取り組み直前に気合いを入れるために、腕を広げてグッと腰を反らせるポーズは、まるで、あの荒川静香のイナバウアーのよう。そして、取り組みが始まれば、鋭い出足から、自分の体重の反動を利用して揺さぶるように寄る、がぶり寄りで相手を圧倒する。「初場所、鶴竜を相手に左を差し、右からおっつけ、がぶり寄りで土俵外に運び去ったのは、その典型。ただし、豊ノ島戦では、そのおっつけようとした右手を豊ノ島につかまれ、とったりを打たれ、あっけなくひっくり返っている」(前出の相撲記者)
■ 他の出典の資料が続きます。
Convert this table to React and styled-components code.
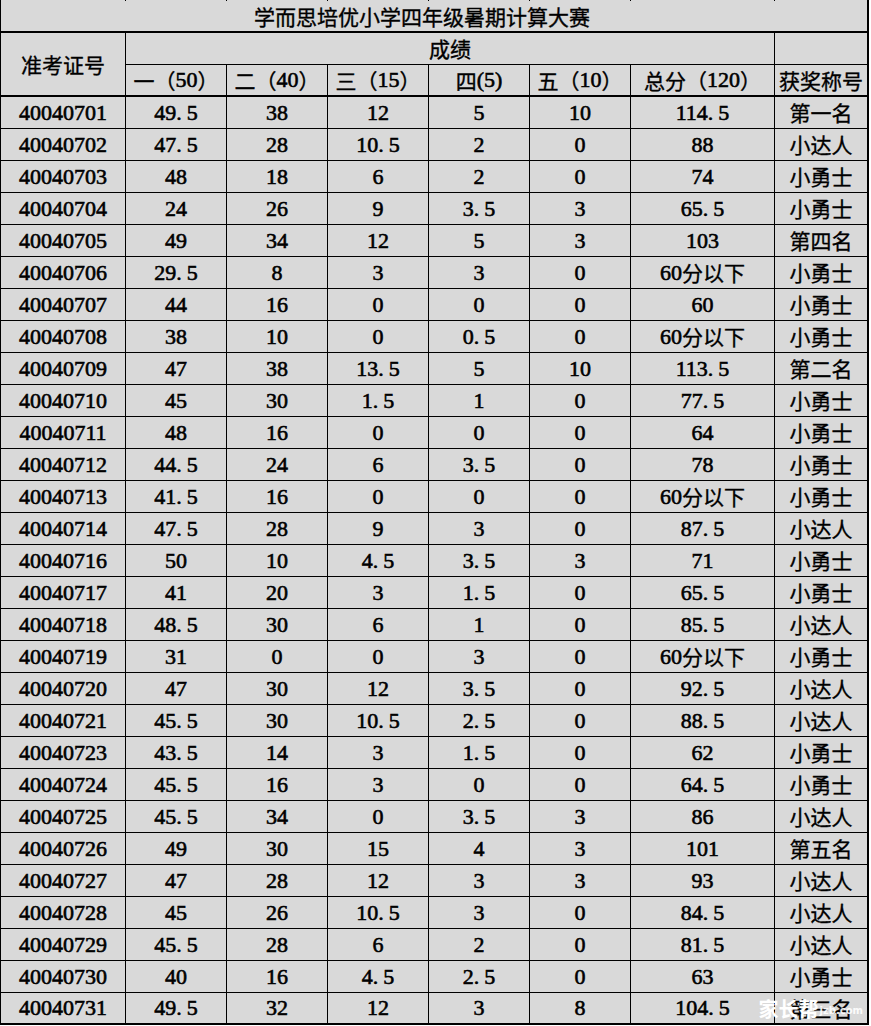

 相撲協会の外部委員で漫画家のやくみつる氏も、そこを指摘したという。「(優勝後、テレビでのインタビューで)本人と話した際、“右の上手を取ったほうがより安定感があるのでは?”と聞いてみたところ、本人も否定しませんでした。ですが、琴奨菊ほど努力の人もいません。強い意欲で精進すれば、連続優勝は決して不可能ではないと思いますよ」

 ベテランの相撲記者も、こう続ける。「ともかく研究熱心。これはというアドバイスをされると、ノートと鉛筆を駆け足で取りに行ってメモ。相撲はハングリーさ、気力も大きい。今の琴奨菊にはすべてが兼ね備わっている」——春場所でもモンゴル勢を一蹴し、新横綱誕生だ!